Not really. Let me say it a little differently. There are two elements that you’re bringing up: the space and the people. When real estate gets seized and artists or immigrants or people with new ideas who are not wealthy cannot live or work, then they can’t be there or they can’t be themselves. But when there is space available, who can access it? When you have a gentrified city, the kinds of people who can live there tend to be from wealthier backgrounds. They have a more intact relationship to capital. There’s space, but the people who are using it may not represent difference. They may already be mass produced in their thinking.
Part of it is professionalization. When you have an artist—what is an artist? Let’s start with that. I would say my definition is a person who makes art, who thinks about art, who looks at art, who talks about art. That’s an artist. You’re involved in some kind of discourse with other people and with yourself. But now there’s a selection process where people get professionalized and “branding” dominates everything. It’s detrimental. It homogenizes form. It homogenizes influences. It creates networks of power that give people access because they’ve been branded in a certain way. Artists are about individual voice, so it’s counter-indicated to actual art-making to have everything be mass produced and highly selected.
So then what is interesting is what happens underneath the professionalization: the inventiveness, the reinventing of language that the artist is responsible for in alternative spaces. Only there are fewer alternative spaces now.
I’m going to have an interesting experience right now. I taught at the City University of New York for 23 years and now I’ve gone to Northwestern in Chicago, which is a private university.

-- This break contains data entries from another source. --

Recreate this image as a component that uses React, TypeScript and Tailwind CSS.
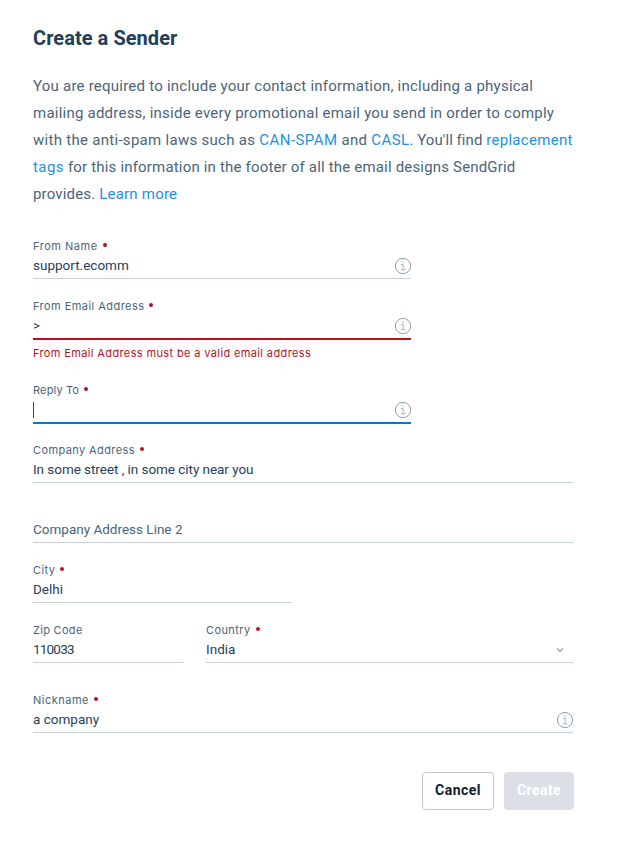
import type { ReactNode } from "react";

function InfoIcon() {
  return (
    <svg width="18" height="18" viewBox="0 0 18 18" fill="none" stroke="#8d9eae" className="-mr-px shrink-0">
      <circle cx="9" cy="9" r="7.6" strokeWidth="1" />
      <path d="M7.2 7.5h2v5M6.8 12.8h4.6" strokeWidth="0.8" />
      <path d="M8.4 5.1h1.1" strokeWidth="1.1" />
    </svg>
  );
}

type FieldProps = {
  label?: string;
  labelClass?: string;
  required?: boolean;
  width: string;
  line?: string;
  icon?: ReactNode;
  valueClass?: string;
  children?: ReactNode;
};

function Field({
  label,
  labelClass = "tracking-[0.4px]",
  required,
  width,
  line = "border-b border-[#c7d0d8]",
  icon,
  valueClass = "",
  children,
}: FieldProps) {
  return (
    <div className={width}>
      <div className="flex h-4 items-center font-['Inter',sans-serif] text-[11px] leading-4 text-[#4b647a]">
        {label && <span className={labelClass}>{label}</span>}
        {required && <span className="mb-[2px] ml-[5px] size-1 rounded-full bg-[#b5121f]" />}
      </div>
      <div className={`box-content flex h-6 items-center justify-between text-[13.5px] text-[#23425b] ${line}`}>
        <div className={`flex h-6 items-center leading-[22px] ${valueClass || "pb-[2px]"}`}>{children}</div>
        {icon}
      </div>
    </div>
  );
}

export default function App() {
  return (
    <main className="h-[855px] w-[627px] bg-white pl-[33px] font-['Roboto',sans-serif] text-[#23425b]">
      <h1 className="pt-[25px] text-[20px] font-bold leading-[27px] tracking-[0.05px] text-[#1f4058]">Create a Sender</h1>
      <p className="mt-[21px] whitespace-nowrap text-[15px] leading-[27px] text-[#4b647a]">
        <span className="block tracking-[0.23px]">You are required to include your contact information, including a physical</span>
        <span className="block tracking-[0.23px]">mailing address, inside every promotional email you send in order to comply</span>
        <span className="block tracking-[0.29px]">
          with the anti-spam laws such as <a className="tracking-[0.45px] text-[#2490e3]">CAN-SPAM</a> and{" "}
          <a className="tracking-[0.4px] text-[#2490e3]">CASL</a>
          <span className="tracking-[0.05px]">. You'll find </span>
          <a className="tracking-[0.3px] text-[#2490e3]">replacement</a>
        </span>
        <span className="block tracking-[0.18px]">
          <a className="tracking-[0.45px] text-[#2490e3]">tags</a> for this information in the footer of all the email designs SendGrid
        </span>
        <span className="block tracking-[0.16px]">
          provides. <a className="tracking-[0.22px] text-[#2490e3]">Learn more</a>
        </span>
      </p>

      <form className="mt-[30px] flex flex-col">
        <Field label="From Name" labelClass="tracking-[0.52px]" required width="w-[378px]" icon={<InfoIcon />}>support.ecomm</Field>
        <div className="mt-[19px]">
          <Field label="From Email Address" labelClass="tracking-[0.45px]" required width="w-[378px]" line="border-b-2 border-[#b5121f]" icon={<InfoIcon />}>&gt;</Field>
          <div className="h-[42px] pt-[5px] font-['Inter',sans-serif] text-[11px] leading-4 tracking-[0.37px] text-[#b5121f]">
            From Email Address must be a valid email address
          </div>
        </div>
        <Field label="Reply To" labelClass="tracking-[0.15px]" required width="w-[378px]" valueClass="pb-0" line="border-b-2 border-[#0277d9]" icon={<InfoIcon />}>
          <span className="h-4 w-px bg-[#294661]" />
        </Field>
        <div className="mt-[18px]">
          <Field label="Company Address" required width="w-[540px]" valueClass="pb-[2px] tracking-[-0.05px]">In some street , in some city near you</Field>
        </div>
        <div className="mt-[19px]">
          <Field width="w-[540px]"><span className="text-[#4b647a]">Company Address Line 2</span></Field>
        </div>
        <div className="mt-[19px]">
          <Field label="City" required width="w-[259px]">Delhi</Field>
        </div>
        <div className="mt-[19px] flex gap-[22px]">
          <Field label="Zip Code" labelClass="tracking-[0.3px]" width="w-[151px]" valueClass="pb-[2px] tracking-[-0.8px]">110033</Field>
          <Field
            label="Country"
            required
            width="w-[367px]"
            icon={
              <svg width="8" height="6" viewBox="0 0 8 6" fill="none" stroke="#8293a3" className="mr-[9px]">
                <path d="M1 1.3 4 4.3 7 1.3" strokeWidth="1.2" />
              </svg>
            }
          >
            India
          </Field>
        </div>
        <div className="mt-[29px]">
          <Field label="Nickname" labelClass="tracking-[0.5px]" required width="w-[540px]" icon={<InfoIcon />}>a company</Field>
        </div>
        <div className="mt-[39px] flex w-[541px] justify-end gap-[10px] text-[14px] font-bold tracking-[0.45px]">
          <button type="button" className="h-[38px] w-[72px] rounded-[4px] border border-[#c3c5d7] pb-[2px] text-[#121c2d]">Cancel</button>
          <button type="button" className="h-[38px] w-[70px] rounded-[4px] bg-[#dcdfe6] pb-[2px] text-white">Create</button>
        </div>
      </form>
    </main>
  );
}
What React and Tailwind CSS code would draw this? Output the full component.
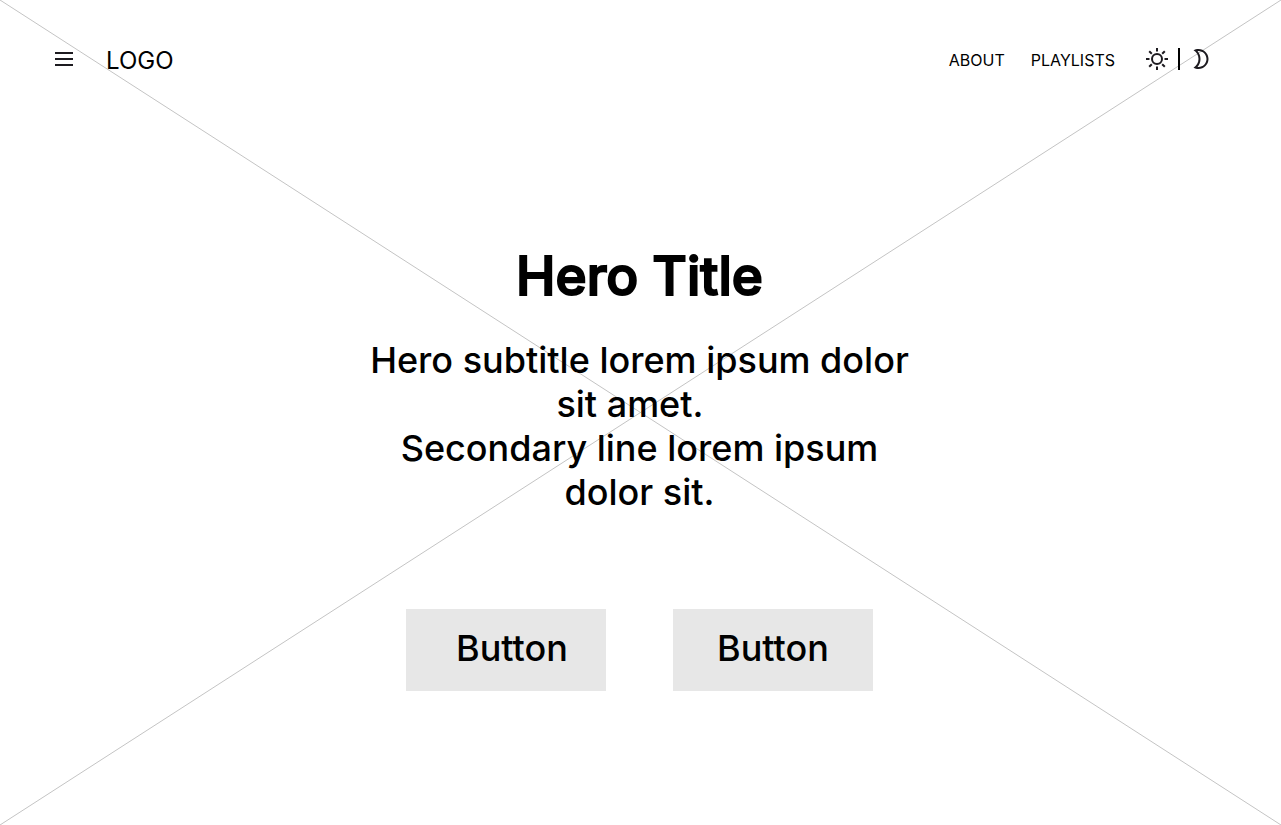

I’m having this shift from open admissions, where anybody with a GED, anybody with a high school diploma could be in my class, to a highly elite, highly selected student group where we take four out of 300 people. I’m experiencing this as evidence that open admissions is better.
Of course, sometimes things that are rewarded are actually good. But usually something is rewarded because it fits the needs of the apparatus that controls the reward system. They’re marketing themselves with who they reward or what they reward. But just walking into a room where everyone in your writing class is there because they have a high school diploma, I think it’s better for the culture. That’s the problem with this reduction process. It makes being heard almost impossible. Now, you started by talking about the alternative publishing of the seventies and eighties. That was a subculture. But subculture is hard to build in a reward economy. Now most marginalized people learn about themselves from corporate media. It’s complicated. It’s less visceral.
Now you’re back in Chicago as a teacher, but you studied at the University of Chicago in the seventies and—
I dropped out. I was not a successful student. And then I went to City University in New York. It took me a long time to get my BA and I finally got it from Empire State College.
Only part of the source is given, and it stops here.